Invited Session 5
May 8, 2021
1:45 PM – 3:15 PM Pacific Time
Amanda Bruegl is a Citizen of Oneida Nation and is a Gynecologic Oncologist in the department of OB/Gyn at Oregon Health and Science University. She completed her fellowship in gynecologic oncology at MD Anderson Cancer Center and has been at OHSU since that time. She is the Associate Director of the Education Core for the Northwest Native American Center of Excellence, a recipient of the Robert Wood Johnson Harold Amos Minority Faculty Development Award, and has research interests in gynecologic cancer prevention in American Indian/Alaska Native women.
Foluso Ademuyiwa MD MPH MSCI is a medical oncologist and Associate Professor at Washington University School of Medicine (WUSM) in St Louis. Dr. Ademuyiwa earned a medical degree from the University of Ibadan in Nigeria, completed residency in Internal Medicine/Pediatrics at Bridgeport Hospital-Yale New Haven Health, and fellowship in Hematology/Oncology at Indiana University. Dr. Ademuyiwa is board certified in Medical Oncology. She serves as Principal Investigator for several investigator-initiated and cooperative group studies, and has authored more than 55 peer-reviewed articles. Her research is focused on racial disparities in breast cancer, and in designing and conducting innovative clinical trials in triple negative breast cancer. She is the Diversity & Inclusion Leader of the Hematology/Oncology Fellowship program at WUSM, and is on the Breast Cancer Research Program Leadership Steering Committee at WUSM. She has served on multiple grant review panels, including the AACR Breast Cancer Research Grants Scientific Review Committee and the Swiss Cancer League, and as an ad hoc manuscript reviewer for multiple journals over the years. In recognition of her clinical work, she has consistently been named as a “Best Doctor” in St. Louis for 2015 – 2020, and has been named as one of the 27 Top Breast Cancer Oncologists by Forbes in 2017.
Racial disparities in clinical oncology are pervasive and exist in all areas of oncology, including clinical tirals, academic oncology, and grant funding. The NIH revitalization act of 1993 was created to encourage investigators to increase accural of underrepresented minorities (URMs) and women to clinical trials. The proportion of URMs in therapeutic trials has actually declined over time, suggesting that measures to improve disparities have been largely unsuccessful. Several patient factors, clinician factors, and system factors act at barriers. Opportunities to improve disparities include expanding access to healthcare, increasing workforce diversity in oncology, and shifting emphasis and availabilty of therapeutic clinic trials from large academic centers to community-based programs.

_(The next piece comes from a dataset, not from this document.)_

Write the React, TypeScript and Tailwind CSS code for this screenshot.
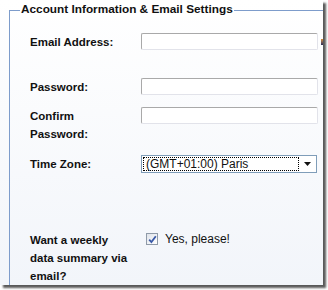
import React from "react";

const labelCls =
  "w-[111px] shrink-0 text-[11.5px] font-bold leading-[18px] text-[#111]";
const inputCls =
  "h-[17px] w-[177px] rounded-[2px] border border-[#a9a9a9] border-r-[#e2e3ea] border-b-[#e2e3ea] bg-white";

export default function App() {
  return (
    <div
      className="h-[290px] w-[328px] bg-white"
      style={{ fontFamily: '"Liberation Sans", Arial, sans-serif' }}
    >
      <div className="relative h-[285px] w-[323px] overflow-hidden bg-linear-to-b from-white to-[#f2f5fa] shadow-[3px_3px_2px_rgba(0,0,0,0.65)]">
        <div className="ml-[9px] mt-[10px] h-[280px] border-l border-t border-[#7d9ccb] pl-[20px]">
          <div className="absolute left-[20px] top-[2px] bg-white px-[1px] text-[11.8px] font-bold leading-[15px] text-[#111]">
            Account Information &amp; Email Settings
          </div>

          <div className="mt-[22px] flex h-[17px] items-center">
            <div className={labelCls}>Email Address:</div>
            <div className={inputCls} />
          </div>

          <div className="mt-[28px] flex h-[17px] items-center">
            <div className={labelCls}>Password:</div>
            <div className={inputCls} />
          </div>

          <div className="mt-[12px] flex items-start">
            <div className={labelCls}>
              Confirm
              <br />
              Password:
            </div>
            <div className={inputCls} />
          </div>

          <div className="mt-[12px] flex h-[18px] items-center">
            <div className={labelCls}>Time Zone:</div>
            <div className="flex h-[18px] w-[176px] items-center border border-[#7f9db9] bg-white">
              <div className="ml-[1px] flex h-[14px] w-[156px] items-center border border-dotted border-black pl-[2px] text-[12px] leading-[14px] text-[#111]">
                (GMT+01:00) Paris
              </div>
              <div className="flex flex-1 items-center justify-center">
                <svg width="8" height="5" viewBox="0 0 8 5">
                  <path d="M0 0h7l-3.5 4z" fill="#111" />
                </svg>
              </div>
            </div>
          </div>

          <div className="mt-[58px] flex items-start">
            <div className={labelCls}>
              Want a weekly
              <br />
              data summary via
              <br />
              email?
            </div>
            <div className="ml-[5px] mt-[1px] flex items-center">
              <div className="flex h-[12px] w-[12px] items-center justify-center border border-[#8f9aa8] bg-linear-to-br from-[#dfe3ea] to-white">
                <svg width="9" height="9" viewBox="0 0 9 9">
                  <path
                    d="M1.2 4.6 L3.4 7 L7.8 1.2"
                    fill="none"
                    stroke="#3a5aa8"
                    strokeWidth="1.8"
                  />
                </svg>
              </div>
              <span className="ml-[7px] text-[12px] leading-[14px] text-[#111]">
                Yes, please!
              </span>
            </div>
          </div>
        </div>
        <span className="absolute left-[321px] top-[39px] h-[6px] w-[2px] bg-linear-to-b from-[#e0902a] to-[#2a2a55]" />
      </div>
    </div>
  );
}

Susan Tannenbaum is a board-certified Hematologist-Oncologist and Associate Professor at UConn School of Medicine since 2003. At the beginning of her career, she was at the NIH for 9 years with a focus on endothelial cell biology after which she worked in the Indian Health Service, Shiprock, NM. She then spent 7 years in an academic private practice in Pasadena, California and ultimately moved to Connecticut. She grew the Clinical and Translational Breast Program there as the Medical Director which ultimately received full NAPBC accreditation. Although she participated as Principal Investigator in cooperative group trials, her focus has been in translational research. Studies in the neoadjuvant breast cancer setting include novel imaging and biomarker studies predicting pathologic response. Currently she is collaborating with a Biotech Company utilizing a Florescent Light Sheet Microscopy technology in the metastatic and neoadjuvant setting characterizing circulating tumor cells. She has additionally co-authored many University-wide studies directed towards quality of life in cancer survivors with topics including cardiotoxicity, symptom distress and radiation fatigue. As a reviewer for, The Journal of Racial and Ethnic Health Disparities and as a participant in the NMA/Cobb Institute, Expert Consensus Panel on Breast Cancer Disparities Elimination, addressing health care disparities is a major interest. She currently serves as the Division Chair and Fellowship Director of the UCONN Hematology-Oncology Division and Medical Director of the Neag Comprehensive Cancer Center at UCONN.
A major focus of the Institute of Medicine, the NIH and the FDA has been to enhance Health Equity for URM. In order for this to occur, people who are in clinical trials should represent the populations most likely to benefit from the drug studied. In an effort to reduce costs and expedite accrual, cancer clinical trials have increasingly used research sites outside of the United States. Many sites are in regions with very different population demographics compared with those in the US. Racial and ethnic minorities are consistently under‐represented in global oncology trials especially when compared to their disease-specific incidence and mortality in the US. The utilization of sites outside the US for these studies is therefore associated with a widening of the enrollment disparity gap rather than a reduction. Most of these trials are industry sponsored and although there are recommendations placed by the FDA to enhance URM participation, there are no requirements. This talk will focus on this information as well as interventions aimed at addressing enhanced diversity in these global trials.